I hesitate to admit it, but sometimes junk mail, spam and otherwise, has a weird charm which the proper official kind lacks. It’s the sheer outrageousness or touching stupidity of some “cold call” e-mails that I find refreshing, especially because they tend to come in waves, bearing similar contents. Perhaps there is a secret hub somewhere in cyberspace that sends these waves; at any rate they come and go fast enough to remain entertaining. Some time ago it was the onslaught of the Nigerian Widows, all of them passionately religious and oh, so generous, offering me half of the fortune left in a British bank by their careless late husbands, if only…. Resisting them was fun but disappointingly easy.
Next came – repeatedly – an apparent, genuine-looking appeal from a close friend’s real-life friend, stuck abroad penniless after a mugging, begging for an instant loan to get her home with her small child. This might have been a successful identity theft, had I not known that the real person was about 20 years too old to have a small child. Impostors should be good at research.
But recently the tide has turned. Instead of asking me to get someone out of trouble, I’m being inundated with generous offers. Several heads of recruitment are so impressed with my background (my what?) that they offer me impossibly tempting jobs – working from home, getting huge salaries, ample time off, and so forth. The fact that they know precisely nothing about me doesn’t make them less keen; reading their comments on my non-existent qualifications makes me wonder whether I’ve been underestimating myself all my life. What a pity that the last thing on earth I want is a job.
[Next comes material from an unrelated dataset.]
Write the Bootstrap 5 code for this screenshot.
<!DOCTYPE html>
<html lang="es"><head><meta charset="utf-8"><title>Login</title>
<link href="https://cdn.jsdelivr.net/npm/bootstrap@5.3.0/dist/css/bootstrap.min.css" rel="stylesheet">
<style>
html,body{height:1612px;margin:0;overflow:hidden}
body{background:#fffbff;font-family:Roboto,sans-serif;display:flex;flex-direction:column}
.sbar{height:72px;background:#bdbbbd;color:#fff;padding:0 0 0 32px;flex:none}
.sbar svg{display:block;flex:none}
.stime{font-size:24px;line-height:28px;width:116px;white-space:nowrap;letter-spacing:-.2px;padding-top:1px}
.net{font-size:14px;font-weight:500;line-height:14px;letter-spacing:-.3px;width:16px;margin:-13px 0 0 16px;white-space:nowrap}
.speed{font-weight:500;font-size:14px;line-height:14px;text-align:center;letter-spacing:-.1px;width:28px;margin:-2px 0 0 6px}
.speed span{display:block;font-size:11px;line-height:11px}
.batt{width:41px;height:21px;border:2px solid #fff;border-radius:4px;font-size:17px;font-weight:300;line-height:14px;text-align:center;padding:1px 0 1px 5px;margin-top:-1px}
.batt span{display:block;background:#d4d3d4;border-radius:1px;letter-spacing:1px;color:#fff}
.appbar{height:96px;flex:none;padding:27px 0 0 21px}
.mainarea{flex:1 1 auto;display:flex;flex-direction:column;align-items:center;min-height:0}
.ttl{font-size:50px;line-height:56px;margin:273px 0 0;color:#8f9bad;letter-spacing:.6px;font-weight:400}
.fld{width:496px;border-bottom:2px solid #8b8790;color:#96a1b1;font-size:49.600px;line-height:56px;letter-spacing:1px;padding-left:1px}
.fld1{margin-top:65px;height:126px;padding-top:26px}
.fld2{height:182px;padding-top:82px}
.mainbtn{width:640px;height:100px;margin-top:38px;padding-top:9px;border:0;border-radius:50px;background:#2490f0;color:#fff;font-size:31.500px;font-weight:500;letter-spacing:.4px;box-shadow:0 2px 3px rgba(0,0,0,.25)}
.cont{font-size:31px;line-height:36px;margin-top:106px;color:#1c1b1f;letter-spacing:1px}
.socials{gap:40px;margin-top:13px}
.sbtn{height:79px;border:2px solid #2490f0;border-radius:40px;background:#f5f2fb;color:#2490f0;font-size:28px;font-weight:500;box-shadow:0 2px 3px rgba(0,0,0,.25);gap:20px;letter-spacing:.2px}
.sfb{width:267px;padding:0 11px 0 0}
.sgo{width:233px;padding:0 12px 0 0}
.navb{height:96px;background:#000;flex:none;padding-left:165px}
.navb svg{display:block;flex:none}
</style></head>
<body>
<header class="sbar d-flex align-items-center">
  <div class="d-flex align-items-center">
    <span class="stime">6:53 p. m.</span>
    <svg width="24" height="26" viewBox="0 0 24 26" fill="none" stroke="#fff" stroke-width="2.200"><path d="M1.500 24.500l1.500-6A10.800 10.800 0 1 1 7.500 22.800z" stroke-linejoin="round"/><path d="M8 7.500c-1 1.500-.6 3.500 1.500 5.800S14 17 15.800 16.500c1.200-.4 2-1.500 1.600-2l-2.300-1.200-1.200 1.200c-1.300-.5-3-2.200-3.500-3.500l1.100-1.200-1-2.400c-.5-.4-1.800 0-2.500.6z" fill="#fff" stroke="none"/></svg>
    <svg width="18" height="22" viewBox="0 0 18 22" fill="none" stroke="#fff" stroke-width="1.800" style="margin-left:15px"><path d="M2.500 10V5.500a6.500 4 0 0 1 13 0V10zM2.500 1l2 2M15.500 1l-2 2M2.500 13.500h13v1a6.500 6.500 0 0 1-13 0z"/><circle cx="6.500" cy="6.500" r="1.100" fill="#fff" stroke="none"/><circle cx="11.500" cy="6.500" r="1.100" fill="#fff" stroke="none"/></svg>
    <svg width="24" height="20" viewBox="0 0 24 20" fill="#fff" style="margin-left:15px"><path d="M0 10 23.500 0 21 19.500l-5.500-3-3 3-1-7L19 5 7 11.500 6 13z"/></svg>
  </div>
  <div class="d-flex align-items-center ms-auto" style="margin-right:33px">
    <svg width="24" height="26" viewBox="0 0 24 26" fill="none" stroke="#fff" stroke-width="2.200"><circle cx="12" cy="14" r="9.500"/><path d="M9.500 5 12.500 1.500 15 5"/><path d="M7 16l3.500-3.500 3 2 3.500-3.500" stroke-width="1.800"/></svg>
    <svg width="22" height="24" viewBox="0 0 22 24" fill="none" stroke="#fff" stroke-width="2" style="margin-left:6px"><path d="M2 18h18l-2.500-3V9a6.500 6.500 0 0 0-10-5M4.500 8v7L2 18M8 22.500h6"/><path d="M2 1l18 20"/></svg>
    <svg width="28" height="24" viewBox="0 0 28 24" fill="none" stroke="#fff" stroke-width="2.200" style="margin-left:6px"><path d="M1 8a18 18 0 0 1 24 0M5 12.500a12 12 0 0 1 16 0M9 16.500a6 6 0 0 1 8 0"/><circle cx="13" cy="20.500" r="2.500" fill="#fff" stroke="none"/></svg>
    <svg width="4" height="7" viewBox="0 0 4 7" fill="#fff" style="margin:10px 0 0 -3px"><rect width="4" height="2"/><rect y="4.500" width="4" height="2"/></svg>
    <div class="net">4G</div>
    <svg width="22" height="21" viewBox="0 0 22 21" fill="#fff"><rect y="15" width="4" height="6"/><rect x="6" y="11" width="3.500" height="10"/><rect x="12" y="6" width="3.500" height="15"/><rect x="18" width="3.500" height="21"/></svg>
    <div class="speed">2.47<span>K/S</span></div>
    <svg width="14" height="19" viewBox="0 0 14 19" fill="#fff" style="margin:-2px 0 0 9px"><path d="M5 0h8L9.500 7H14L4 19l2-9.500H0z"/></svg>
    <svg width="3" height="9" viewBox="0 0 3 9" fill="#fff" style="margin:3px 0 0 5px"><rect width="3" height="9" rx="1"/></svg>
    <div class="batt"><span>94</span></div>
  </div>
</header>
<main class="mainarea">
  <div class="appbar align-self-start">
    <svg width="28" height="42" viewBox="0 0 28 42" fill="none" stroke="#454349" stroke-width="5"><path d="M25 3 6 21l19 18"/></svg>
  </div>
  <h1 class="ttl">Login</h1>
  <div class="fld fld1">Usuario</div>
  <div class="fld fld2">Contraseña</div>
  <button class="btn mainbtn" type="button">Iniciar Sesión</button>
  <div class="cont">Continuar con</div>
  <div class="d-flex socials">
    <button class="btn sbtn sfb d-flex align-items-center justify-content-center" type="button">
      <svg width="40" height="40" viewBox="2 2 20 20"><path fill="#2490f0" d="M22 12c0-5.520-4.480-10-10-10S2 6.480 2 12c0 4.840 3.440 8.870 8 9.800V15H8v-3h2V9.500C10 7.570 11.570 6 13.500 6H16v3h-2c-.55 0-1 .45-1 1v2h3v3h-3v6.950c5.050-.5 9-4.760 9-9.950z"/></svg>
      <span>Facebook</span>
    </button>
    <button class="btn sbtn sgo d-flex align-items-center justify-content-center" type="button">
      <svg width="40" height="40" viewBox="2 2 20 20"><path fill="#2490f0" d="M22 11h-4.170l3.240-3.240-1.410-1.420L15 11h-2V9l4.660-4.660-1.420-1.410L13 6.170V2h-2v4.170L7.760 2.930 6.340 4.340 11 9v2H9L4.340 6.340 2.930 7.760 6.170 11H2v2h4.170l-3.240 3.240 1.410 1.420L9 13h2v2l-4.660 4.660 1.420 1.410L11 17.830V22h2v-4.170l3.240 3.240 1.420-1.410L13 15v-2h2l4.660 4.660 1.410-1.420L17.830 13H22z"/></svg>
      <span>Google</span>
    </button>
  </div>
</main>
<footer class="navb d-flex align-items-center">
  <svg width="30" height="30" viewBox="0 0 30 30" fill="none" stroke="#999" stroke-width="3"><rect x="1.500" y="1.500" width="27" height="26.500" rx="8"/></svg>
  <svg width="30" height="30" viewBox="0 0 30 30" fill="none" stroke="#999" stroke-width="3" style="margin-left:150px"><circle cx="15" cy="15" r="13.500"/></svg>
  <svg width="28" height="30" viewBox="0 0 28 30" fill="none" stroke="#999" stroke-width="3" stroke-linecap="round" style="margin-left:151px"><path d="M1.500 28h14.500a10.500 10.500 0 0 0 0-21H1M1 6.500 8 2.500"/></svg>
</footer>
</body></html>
And now it’s a deluge of Gift Cards that’s hitting me, from well-known firms that apologize for having overcharged me or just want to thank me for my custom over the years, notwithstanding that I’ve never-ever visited their shops. “We’re giving you this awesome surprise”, one e-mail from a well-known chemist’s chain declares, although the prospect of two free pieces of soap does not fill me with awe. ( “Awesome” seems to be the latest linguistic import from the USA, used with abandon – and a total lack of judgement.)
My Gift Cards remain unclaimed. I’m trying to give away stuff instead of acquiring more. But oh, what joy to receive these bits of harmless nonsense, interrupting my real everyday work.
If nothing else, they remind me not to take that real work, or myself, too seriously.